___ Data segment

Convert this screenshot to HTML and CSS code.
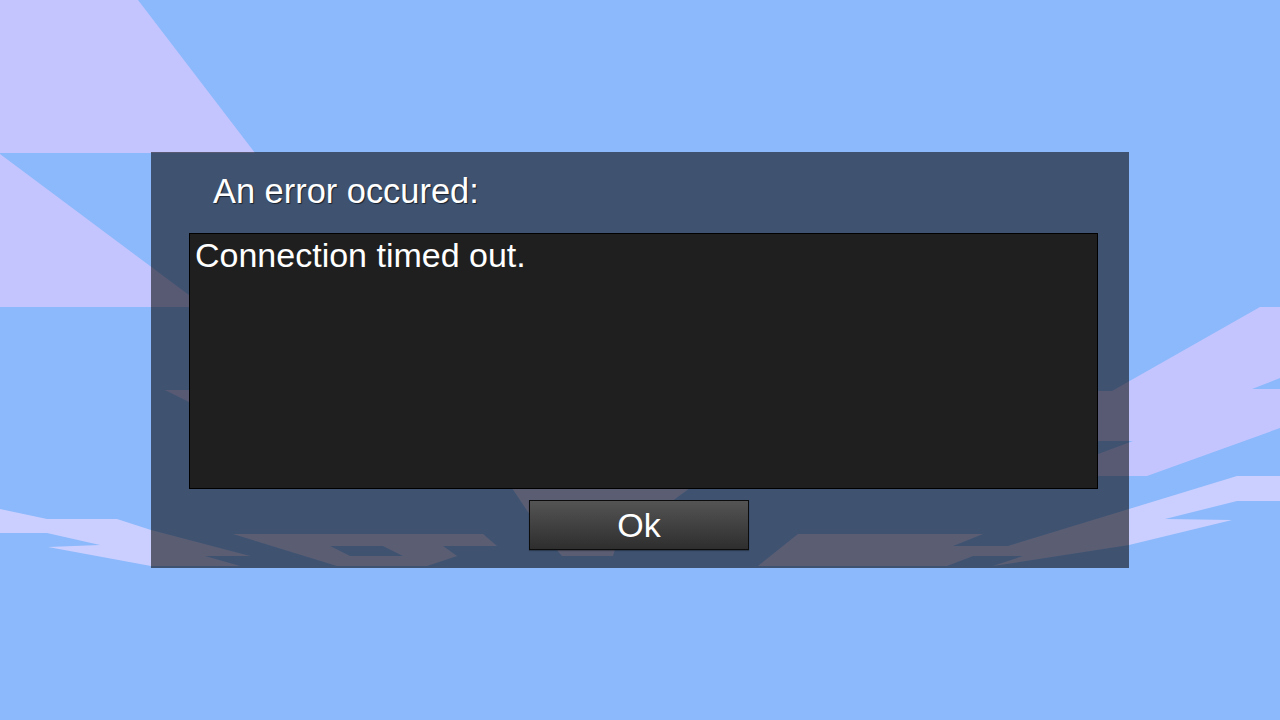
FILE: index.html
```html
<!DOCTYPE html>
<html lang="en">
<head>
    <meta charset="UTF-8">
    <title>Error</title>
    <link rel="stylesheet" href="styles.css">
</head>
<body>
    <svg class="sky" viewBox="0 0 1280 720" width="1280" height="720">
        <polygon class="cloud" points="0,0 138,0 255,153 0,153" />
        <polygon class="cloud" points="0,154 205,307 0,307" />
        <polygon class="cloud" points="165,390 195,390 195,405" />
        <polygon class="cloud" points="1260,307 1280,307 1280,378 1252,389 1280,389 1280,428 1147,476 1090,476 1090,457 1133,441 1090,441 1090,391 1112,391" />
        <polygon class="cloud low" points="1280,476 1237,476 1129,509 1008,546 953,546 983,534 798,534 758,566 947,566 973,556 1023,556 993,566 1129,545 1232,520 1165,519 1237,501 1280,501" />
        <polygon class="cloud low" points="0,509 47,519 117,519 151,530 250,556 205,556 240,566 151,566 48,547 100,545 47,533 0,533" />
        <polygon class="cloud low" points="233,534 483,534 497,546 443,546 457,556 427,566 337,566" />
        <polygon class="gap" points="330,546 383,546 403,556 350,556" />
        <polygon class="cloud low" points="512,488 690,488 660,510 615,549 613,556 562,556 540,530" />
    </svg>

    <div class="dialog">
        <div class="title">An error occured:</div>
        <div class="message">Connection timed out.</div>
        <button class="ok">Ok</button>
    </div>
</body>
</html>
```

FILE: styles.css
```css
body {
    font-family: "Liberation Sans", Arial, sans-serif;
    margin: 0;
    padding: 0;
    display: flex;
    align-items: center;
    justify-content: center;
    height: 100vh;
    overflow: hidden;
    background-color: #8cb9fb;
    position: relative;
}

.sky {
    position: absolute;
    left: 0;
    top: 0;
}

.cloud {
    fill: #c4c5ff;
}

.cloud.low {
    fill: #cbcfff;
}

.gap {
    fill: #8cb9fb;
}

.dialog {
    position: relative;
    width: 978px;
    height: 416px;
    box-sizing: border-box;
    padding-top: 20px;
    background: rgba(0, 0, 0, 0.55);
    color: #fff;
    font-size: 34px;
}

.title {
    font-size: 34.4px;
    line-height: 39px;
    padding-left: 62px;
    text-shadow: 1px 1px 1px rgba(0, 0, 0, 0.6);
}

.message {
    margin: 22px 0 0 38px;
    width: 909px;
    height: 256px;
    box-sizing: border-box;
    padding: 2px 5px 0;
    line-height: 39px;
    background: #1f1f1f;
    border: 1px solid #000;
}

.ok {
    display: block;
    margin: 11px 0 0 378px;
    width: 220px;
    height: 50px;
    padding: 0;
    font-family: inherit;
    font-size: 34px;
    color: #fff;
    background: linear-gradient(#545454, #2e2e2e);
    border: 1px solid #0c0c0c;
    box-shadow: 0 1px 1px rgba(0, 0, 0, 0.3);
}
```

______

Short problem: Using the material above, return every line exactly as it appears, minus the pictures.

Complete answer:
Convert this screenshot to HTML and CSS code.
FILE: index.html
```html
<!DOCTYPE html>
<html lang="en">
<head>
    <meta charset="UTF-8">
    <title>Error</title>
    <link rel="stylesheet" href="styles.css">
</head>
<body>
    <svg class="sky" viewBox="0 0 1280 720" width="1280" height="720">
        <polygon class="cloud" points="0,0 138,0 255,153 0,153" />
        <polygon class="cloud" points="0,154 205,307 0,307" />
        <polygon class="cloud" points="165,390 195,390 195,405" />
        <polygon class="cloud" points="1260,307 1280,307 1280,378 1252,389 1280,389 1280,428 1147,476 1090,476 1090,457 1133,441 1090,441 1090,391 1112,391" />
        <polygon class="cloud low" points="1280,476 1237,476 1129,509 1008,546 953,546 983,534 798,534 758,566 947,566 973,556 1023,556 993,566 1129,545 1232,520 1165,519 1237,501 1280,501" />
        <polygon class="cloud low" points="0,509 47,519 117,519 151,530 250,556 205,556 240,566 151,566 48,547 100,545 47,533 0,533" />
        <polygon class="cloud low" points="233,534 483,534 497,546 443,546 457,556 427,566 337,566" />
        <polygon class="gap" points="330,546 383,546 403,556 350,556" />
        <polygon class="cloud low" points="512,488 690,488 660,510 615,549 613,556 562,556 540,530" />
    </svg>

    <div class="dialog">
        <div class="title">An error occured:</div>
        <div class="message">Connection timed out.</div>
        <button class="ok">Ok</button>
    </div>
</body>
</html>
```

FILE: styles.css
```css
body {
    font-family: "Liberation Sans", Arial, sans-serif;
    margin: 0;
    padding: 0;
    display: flex;
    align-items: center;
    justify-content: center;
    height: 100vh;
    overflow: hidden;
    background-color: #8cb9fb;
    position: relative;
}

.sky {
    position: absolute;
    left: 0;
    top: 0;
}

.cloud {
    fill: #c4c5ff;
}

.cloud.low {
    fill: #cbcfff;
}

.gap {
    fill: #8cb9fb;
}

.dialog {
    position: relative;
    width: 978px;
    height: 416px;
    box-sizing: border-box;
    padding-top: 20px;
    background: rgba(0, 0, 0, 0.55);
    color: #fff;
    font-size: 34px;
}

.title {
    font-size: 34.4px;
    line-height: 39px;
    padding-left: 62px;
    text-shadow: 1px 1px 1px rgba(0, 0, 0, 0.6);
}

.message {
    margin: 22px 0 0 38px;
    width: 909px;
    height: 256px;
    box-sizing: border-box;
    padding: 2px 5px 0;
    line-height: 39px;
    background: #1f1f1f;
    border: 1px solid #000;
}

.ok {
    display: block;
    margin: 11px 0 0 378px;
    width: 220px;
    height: 50px;
    padding: 0;
    font-family: inherit;
    font-size: 34px;
    color: #fff;
    background: linear-gradient(#545454, #2e2e2e);
    border: 1px solid #0c0c0c;
    box-shadow: 0 1px 1px rgba(0, 0, 0, 0.3);
}
```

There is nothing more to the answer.